# [WRITTEN TASK]
Restate all the material verbatim, except for the pictures.

------ MATERIAL PROVIDED ------

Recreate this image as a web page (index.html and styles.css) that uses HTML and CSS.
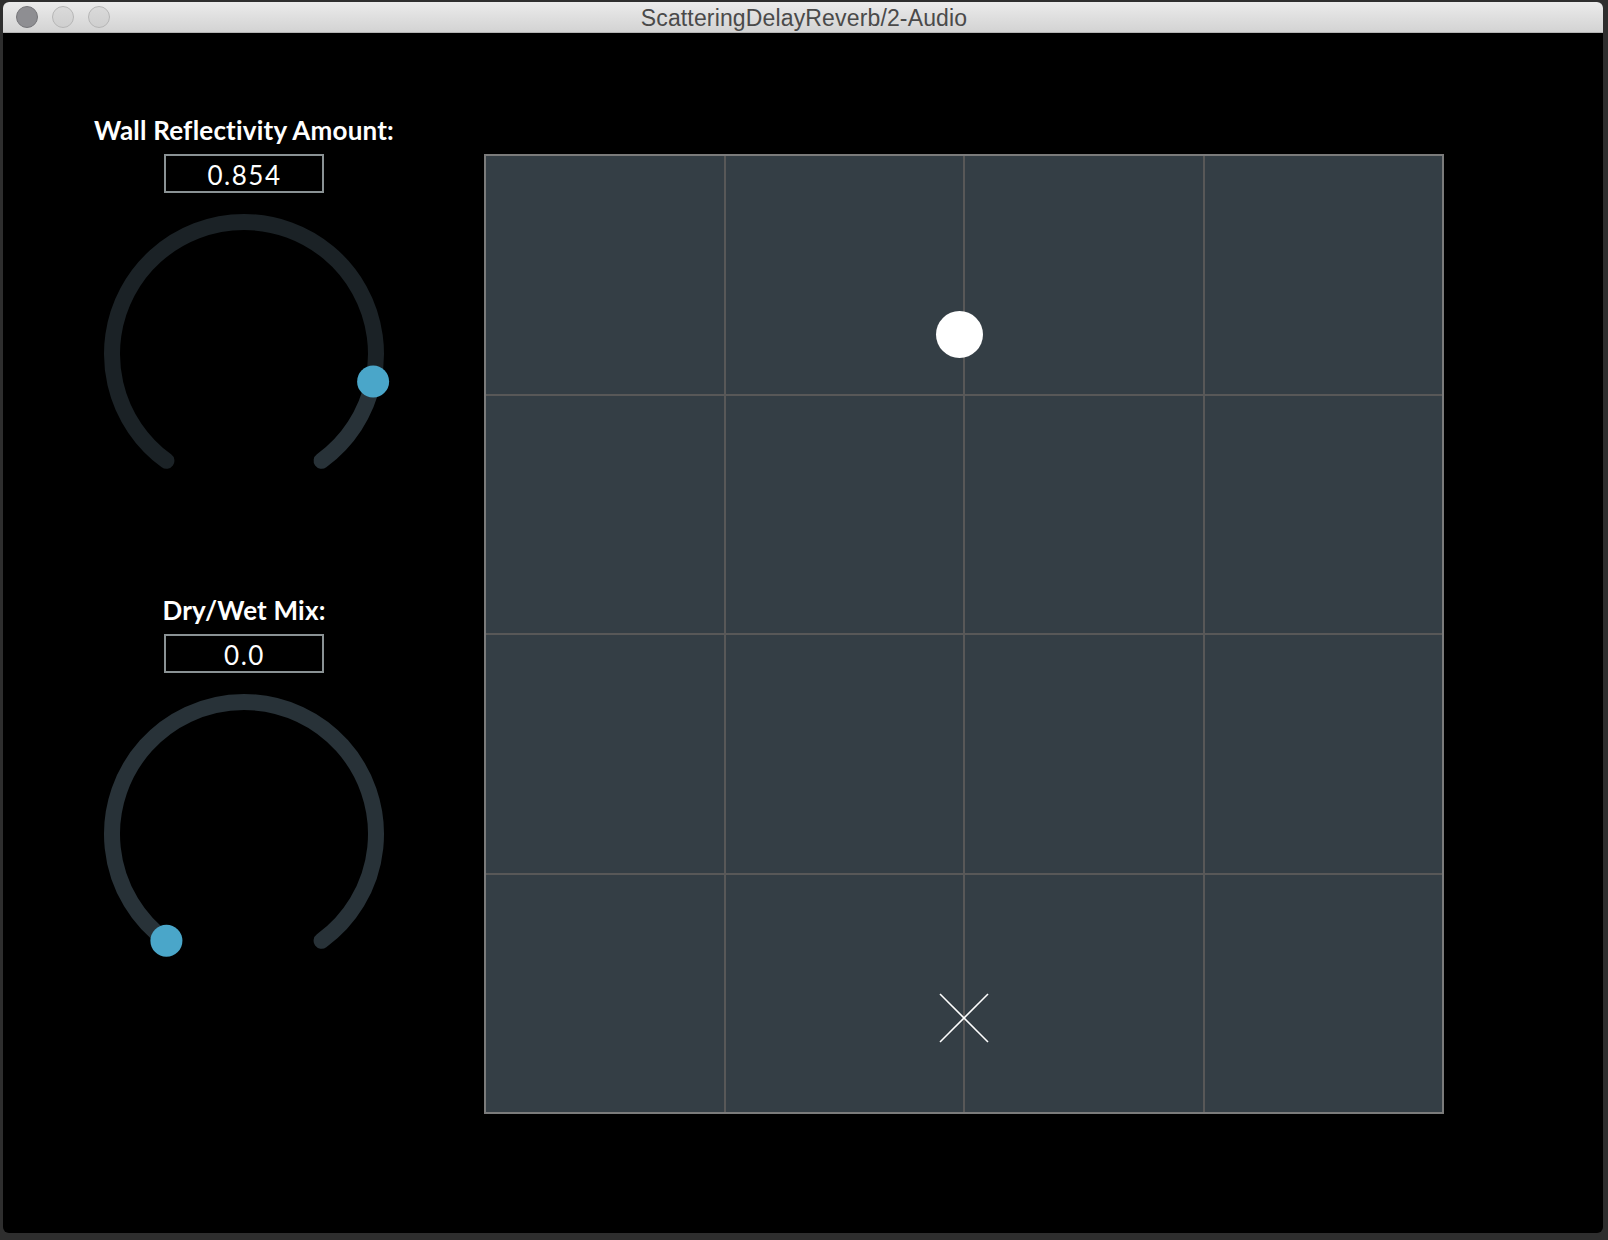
FILE: index.html
```html
<!DOCTYPE html>
<html lang="en">
<head>
<meta charset="utf-8">
<title>ScatteringDelayReverb/2-Audio</title>
<link rel="stylesheet" href="styles.css">
</head>
<body>
<div class="window">
  <div class="titlebar">
    <div class="lights">
      <span class="light light-close"></span>
      <span class="light"></span>
      <span class="light"></span>
    </div>
    <div class="title">ScatteringDelayReverb/2-Audio</div>
  </div>
  <div class="content">
    <div class="controls">
      <section class="knob-section">
        <div class="knob-label">Wall Reflectivity Amount:</div>
        <div class="value-box">0.854</div>
        <svg class="knob" width="320" height="280" viewBox="0 0 320 280">
          <path class="arc-value" d="M82.41 260.79 A132 132 0 1 1 289.11 181.45"/>
          <path class="arc-rest" d="M289.11 181.45 A132 132 0 0 1 237.59 260.79"/>
          <circle class="thumb" cx="289.11" cy="181.45" r="16"/>
        </svg>
      </section>
      <section class="knob-section">
        <div class="knob-label">Dry/Wet Mix:</div>
        <div class="value-box">0.0</div>
        <svg class="knob" width="320" height="280" viewBox="0 0 320 280">
          <path class="arc-rest" d="M82.41 260.79 A132 132 0 1 1 237.59 260.79"/>
          <circle class="thumb" cx="82.41" cy="260.79" r="16"/>
        </svg>
      </section>
    </div>
    <div class="pad">
      <div class="pad-grid">
        <div class="cell"></div><div class="cell"></div><div class="cell"></div><div class="cell"></div>
        <div class="cell"></div><div class="cell"></div><div class="cell"></div><div class="cell"></div>
        <div class="cell"></div><div class="cell"></div><div class="cell"></div><div class="cell"></div>
        <div class="cell"></div><div class="cell"></div><div class="cell"></div><div class="cell"></div>
      </div>
      <div class="source-dot"></div>
      <svg class="listener" width="48" height="48" viewBox="0 0 48 48">
        <line x1="0" y1="0" x2="48" y2="48"/>
        <line x1="48" y1="0" x2="0" y2="48"/>
      </svg>
    </div>
  </div>
</div>
</body>
</html>
```
FILE: styles.css
```css
html, body {
  margin: 0;
  padding: 0;
}
body {
  background: #2e2e2e;
  width: 1608px;
  height: 1240px;
  overflow: hidden;
}
.window {
  margin: 2px 0 0 3px;
  width: 1600px;
  height: 1231px;
  border-radius: 6px;
  overflow: hidden;
  background: #000;
  display: flex;
  flex-direction: column;
}
.titlebar {
  height: 30px;
  flex: none;
  border-bottom: 1px solid #b3b3b3;
  background: linear-gradient(#ebebeb, #d3d3d3);
  position: relative;
  display: flex;
  align-items: center;
  justify-content: center;
}
.lights {
  position: absolute;
  left: 13px;
  top: 4px;
  display: flex;
  gap: 14px;
}
.light {
  width: 20px;
  height: 20px;
  border-radius: 50%;
  background: linear-gradient(#dadada, #cfcfcf);
  border: 1px solid #b6b6b6;
}
.light-close {
  background: #8e8e92;
  border-color: #76767a;
}
.title {
  font-family: "Liberation Sans", Arial, sans-serif;
  font-size: 23px;
  color: #4a4a4a;
  letter-spacing: 0.15px;
  margin-left: 2px;
  margin-top: 2px;
}
.content {
  flex: 1;
  display: flex;
  padding-top: 82px;
}
.controls {
  width: 320px;
  margin-left: 81px;
  display: flex;
  flex-direction: column;
  gap: 115px;
}
.knob-section {
  display: flex;
  flex-direction: column;
  align-items: center;
}
.knob-label {
  font-family: Lato, "Noto Sans", sans-serif;
  font-weight: 700;
  font-size: 26px;
  line-height: 30px;
  height: 30px;
  color: #fff;
  white-space: nowrap;
  letter-spacing: 0.2px;
  margin-bottom: 9px;
}
.value-box {
  box-sizing: border-box;
  width: 160px;
  height: 39px;
  border: 2px solid #8a9294;
  color: #fff;
  font-family: Lato, "Noto Sans", sans-serif;
  font-size: 26px;
  display: flex;
  align-items: center;
  justify-content: center;
  letter-spacing: 1.5px;
  padding-left: 1px;
  padding-top: 2px;
}
.knob {
  display: block;
  margin-top: 7px;
}
.arc-value, .arc-rest {
  fill: none;
  stroke-width: 16;
  stroke-linecap: round;
}
.arc-value {
  stroke: #1b2226;
}
.arc-rest {
  stroke: #283238;
}
.thumb {
  fill: #4aa6c9;
}
.pad {
  position: relative;
  margin-left: 80px;
  margin-top: 39px;
  width: 960px;
  height: 960px;
  box-sizing: border-box;
  border: 2px solid #7b7b7b;
  background: #585858;
}
.pad-grid {
  display: grid;
  grid-template-columns: repeat(4, 1fr);
  grid-template-rows: repeat(4, 1fr);
  gap: 2px;
  width: 100%;
  height: 100%;
}
.cell {
  background: #343e45;
}
.source-dot {
  position: absolute;
  left: 450px;
  top: 155px;
  width: 47px;
  height: 47px;
  border-radius: 50%;
  background: #fff;
}
.listener {
  position: absolute;
  left: 454px;
  top: 838px;
  overflow: visible;
}
.listener line {
  stroke: #fff;
  stroke-width: 1.6;
}
```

------

# [OUTPUT BELOW]
Recreate this image as a web page (index.html and styles.css) that uses HTML and CSS.
FILE: index.html
```html
<!DOCTYPE html>
<html lang="en">
<head>
<meta charset="utf-8">
<title>ScatteringDelayReverb/2-Audio</title>
<link rel="stylesheet" href="styles.css">
</head>
<body>
<div class="window">
  <div class="titlebar">
    <div class="lights">
      <span class="light light-close"></span>
      <span class="light"></span>
      <span class="light"></span>
    </div>
    <div class="title">ScatteringDelayReverb/2-Audio</div>
  </div>
  <div class="content">
    <div class="controls">
      <section class="knob-section">
        <div class="knob-label">Wall Reflectivity Amount:</div>
        <div class="value-box">0.854</div>
        <svg class="knob" width="320" height="280" viewBox="0 0 320 280">
          <path class="arc-value" d="M82.41 260.79 A132 132 0 1 1 289.11 181.45"/>
          <path class="arc-rest" d="M289.11 181.45 A132 132 0 0 1 237.59 260.79"/>
          <circle class="thumb" cx="289.11" cy="181.45" r="16"/>
        </svg>
      </section>
      <section class="knob-section">
        <div class="knob-label">Dry/Wet Mix:</div>
        <div class="value-box">0.0</div>
        <svg class="knob" width="320" height="280" viewBox="0 0 320 280">
          <path class="arc-rest" d="M82.41 260.79 A132 132 0 1 1 237.59 260.79"/>
          <circle class="thumb" cx="82.41" cy="260.79" r="16"/>
        </svg>
      </section>
    </div>
    <div class="pad">
      <div class="pad-grid">
        <div class="cell"></div><div class="cell"></div><div class="cell"></div><div class="cell"></div>
        <div class="cell"></div><div class="cell"></div><div class="cell"></div><div class="cell"></div>
        <div class="cell"></div><div class="cell"></div><div class="cell"></div><div class="cell"></div>
        <div class="cell"></div><div class="cell"></div><div class="cell"></div><div class="cell"></div>
      </div>
      <div class="source-dot"></div>
      <svg class="listener" width="48" height="48" viewBox="0 0 48 48">
        <line x1="0" y1="0" x2="48" y2="48"/>
        <line x1="48" y1="0" x2="0" y2="48"/>
      </svg>
    </div>
  </div>
</div>
</body>
</html>
```
FILE: styles.css
```css
html, body {
  margin: 0;
  padding: 0;
}
body {
  background: #2e2e2e;
  width: 1608px;
  height: 1240px;
  overflow: hidden;
}
.window {
  margin: 2px 0 0 3px;
  width: 1600px;
  height: 1231px;
  border-radius: 6px;
  overflow: hidden;
  background: #000;
  display: flex;
  flex-direction: column;
}
.titlebar {
  height: 30px;
  flex: none;
  border-bottom: 1px solid #b3b3b3;
  background: linear-gradient(#ebebeb, #d3d3d3);
  position: relative;
  display: flex;
  align-items: center;
  justify-content: center;
}
.lights {
  position: absolute;
  left: 13px;
  top: 4px;
  display: flex;
  gap: 14px;
}
.light {
  width: 20px;
  height: 20px;
  border-radius: 50%;
  background: linear-gradient(#dadada, #cfcfcf);
  border: 1px solid #b6b6b6;
}
.light-close {
  background: #8e8e92;
  border-color: #76767a;
}
.title {
  font-family: "Liberation Sans", Arial, sans-serif;
  font-size: 23px;
  color: #4a4a4a;
  letter-spacing: 0.15px;
  margin-left: 2px;
  margin-top: 2px;
}
.content {
  flex: 1;
  display: flex;
  padding-top: 82px;
}
.controls {
  width: 320px;
  margin-left: 81px;
  display: flex;
  flex-direction: column;
  gap: 115px;
}
.knob-section {
  display: flex;
  flex-direction: column;
  align-items: center;
}
.knob-label {
  font-family: Lato, "Noto Sans", sans-serif;
  font-weight: 700;
  font-size: 26px;
  line-height: 30px;
  height: 30px;
  color: #fff;
  white-space: nowrap;
  letter-spacing: 0.2px;
  margin-bottom: 9px;
}
.value-box {
  box-sizing: border-box;
  width: 160px;
  height: 39px;
  border: 2px solid #8a9294;
  color: #fff;
  font-family: Lato, "Noto Sans", sans-serif;
  font-size: 26px;
  display: flex;
  align-items: center;
  justify-content: center;
  letter-spacing: 1.5px;
  padding-left: 1px;
  padding-top: 2px;
}
.knob {
  display: block;
  margin-top: 7px;
}
.arc-value, .arc-rest {
  fill: none;
  stroke-width: 16;
  stroke-linecap: round;
}
.arc-value {
  stroke: #1b2226;
}
.arc-rest {
  stroke: #283238;
}
.thumb {
  fill: #4aa6c9;
}
.pad {
  position: relative;
  margin-left: 80px;
  margin-top: 39px;
  width: 960px;
  height: 960px;
  box-sizing: border-box;
  border: 2px solid #7b7b7b;
  background: #585858;
}
.pad-grid {
  display: grid;
  grid-template-columns: repeat(4, 1fr);
  grid-template-rows: repeat(4, 1fr);
  gap: 2px;
  width: 100%;
  height: 100%;
}
.cell {
  background: #343e45;
}
.source-dot {
  position: absolute;
  left: 450px;
  top: 155px;
  width: 47px;
  height: 47px;
  border-radius: 50%;
  background: #fff;
}
.listener {
  position: absolute;
  left: 454px;
  top: 838px;
  overflow: visible;
}
.listener line {
  stroke: #fff;
  stroke-width: 1.6;
}
```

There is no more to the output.